City goats often need overnight supervision. Those at Stuyvesant Cove Park in New York were kept inside the park by a fence that the goat supplier built, but Ms. Thompson felt compelled to sleep in a van in the park to keep an eye on them.

On the first morning, she woke up to voices. “I look out my van window and there’s a dude standing there feeding them chips,” she said. “I was like, ‘Sir, can you not do that, please?’ ”

Landscaping is a second career for many goats, after working in the dairy trade. Some owners have followed an analogous course, ditching deskbound jobs for the goat business.

Mr. Cihanek spent decades in the Manhattan advertising industry before moving upstate and buying a farm. Jennifer Zeitler, who runs Let’s Goat Buffalo, the company Ms. Baird booked, worked in corporate employee benefits before deciding she wanted to be closer to nature.

With 15 goats, Let’s Goat Buffalo is one of the newer and smaller goatscaping ventures.
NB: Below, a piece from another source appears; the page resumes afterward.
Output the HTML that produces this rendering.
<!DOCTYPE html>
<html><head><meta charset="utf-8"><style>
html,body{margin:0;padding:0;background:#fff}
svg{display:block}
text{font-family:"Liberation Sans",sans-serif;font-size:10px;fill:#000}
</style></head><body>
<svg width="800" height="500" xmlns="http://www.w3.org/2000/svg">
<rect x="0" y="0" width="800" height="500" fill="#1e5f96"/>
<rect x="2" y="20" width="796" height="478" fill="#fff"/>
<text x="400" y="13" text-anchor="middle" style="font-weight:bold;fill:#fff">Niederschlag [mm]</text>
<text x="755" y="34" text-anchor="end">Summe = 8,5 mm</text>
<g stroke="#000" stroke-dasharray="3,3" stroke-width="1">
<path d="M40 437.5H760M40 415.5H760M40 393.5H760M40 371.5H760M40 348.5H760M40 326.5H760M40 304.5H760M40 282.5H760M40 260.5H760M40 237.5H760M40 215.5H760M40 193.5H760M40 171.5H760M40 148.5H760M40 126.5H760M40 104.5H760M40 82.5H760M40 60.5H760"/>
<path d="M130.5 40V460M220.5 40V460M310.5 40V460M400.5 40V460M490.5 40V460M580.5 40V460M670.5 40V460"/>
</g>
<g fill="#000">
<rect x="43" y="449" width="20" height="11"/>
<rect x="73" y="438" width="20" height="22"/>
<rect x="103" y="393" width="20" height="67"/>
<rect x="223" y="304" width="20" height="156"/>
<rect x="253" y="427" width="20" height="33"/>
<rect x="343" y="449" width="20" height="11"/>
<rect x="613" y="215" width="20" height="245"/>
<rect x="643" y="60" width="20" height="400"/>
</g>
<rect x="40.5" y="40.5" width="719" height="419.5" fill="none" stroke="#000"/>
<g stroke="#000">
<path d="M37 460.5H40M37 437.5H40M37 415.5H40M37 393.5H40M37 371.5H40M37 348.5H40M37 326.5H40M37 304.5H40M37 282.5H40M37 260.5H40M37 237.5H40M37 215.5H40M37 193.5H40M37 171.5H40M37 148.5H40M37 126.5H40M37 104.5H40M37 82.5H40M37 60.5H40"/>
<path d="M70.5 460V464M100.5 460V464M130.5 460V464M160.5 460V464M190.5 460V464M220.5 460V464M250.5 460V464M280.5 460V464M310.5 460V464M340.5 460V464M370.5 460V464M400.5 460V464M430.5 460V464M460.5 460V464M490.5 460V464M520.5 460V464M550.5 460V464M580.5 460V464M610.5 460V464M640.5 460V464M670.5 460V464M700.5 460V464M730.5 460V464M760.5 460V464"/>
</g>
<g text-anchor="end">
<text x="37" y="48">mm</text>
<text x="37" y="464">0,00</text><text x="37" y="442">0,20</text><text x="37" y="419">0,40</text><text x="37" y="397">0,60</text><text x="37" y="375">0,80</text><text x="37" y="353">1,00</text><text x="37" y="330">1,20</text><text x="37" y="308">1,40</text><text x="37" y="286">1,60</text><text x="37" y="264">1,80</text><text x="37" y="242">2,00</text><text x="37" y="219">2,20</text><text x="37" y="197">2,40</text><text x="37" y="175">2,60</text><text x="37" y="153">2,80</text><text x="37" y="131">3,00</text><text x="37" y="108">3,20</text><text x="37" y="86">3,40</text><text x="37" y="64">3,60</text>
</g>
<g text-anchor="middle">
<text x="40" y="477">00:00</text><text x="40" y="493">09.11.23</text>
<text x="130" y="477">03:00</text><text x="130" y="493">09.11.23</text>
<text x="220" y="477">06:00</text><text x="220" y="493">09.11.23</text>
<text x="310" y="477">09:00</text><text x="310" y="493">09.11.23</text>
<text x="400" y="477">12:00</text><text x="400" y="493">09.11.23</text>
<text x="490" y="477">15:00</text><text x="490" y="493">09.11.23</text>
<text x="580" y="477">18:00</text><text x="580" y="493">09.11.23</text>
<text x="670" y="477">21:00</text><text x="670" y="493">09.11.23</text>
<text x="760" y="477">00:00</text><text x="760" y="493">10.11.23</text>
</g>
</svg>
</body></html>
Among the biggest is Living Systems Land Management in Coalinga, Calif., which has around 9,000 goats and sheep. It recently sent 1,200 goats to clear weeds from a levee alongside the Sacramento River so engineers could more easily spot any holes, said Mike Canaday, one of the owners.

 

 

Let’s Goat Buffalo on assignment at Concordia Cemetery in Buffalo, N.Y. PHOTO: JENNIFER ZEITLER

 

Each spring, hundreds of his goats arrive in Agoura Hills, northwest of Los Angeles. Guarded by herders and dogs, they spend six to eight weeks on 80 acres of open land around homes, clearing it of anything that could tempt a wildfire.

At $50,000, the goats cost about half as much as hiring people to control the weeds over the course of a year, said Jan Gerstel, president of a local homeowners’ association.

And they leave no cut grass behind. He credits their appetite with saving his neighborhood from a 2018 blaze called the Woolsey fire, which destroyed more than 1,500 buildings on 97,000 acres and took several lives. Mr. Gerstel said the flames reached the edge of the area the goats had grazed on, then stopped.

“They literally eat down to the dirt,” he said, “and there’s nothing left to burn.”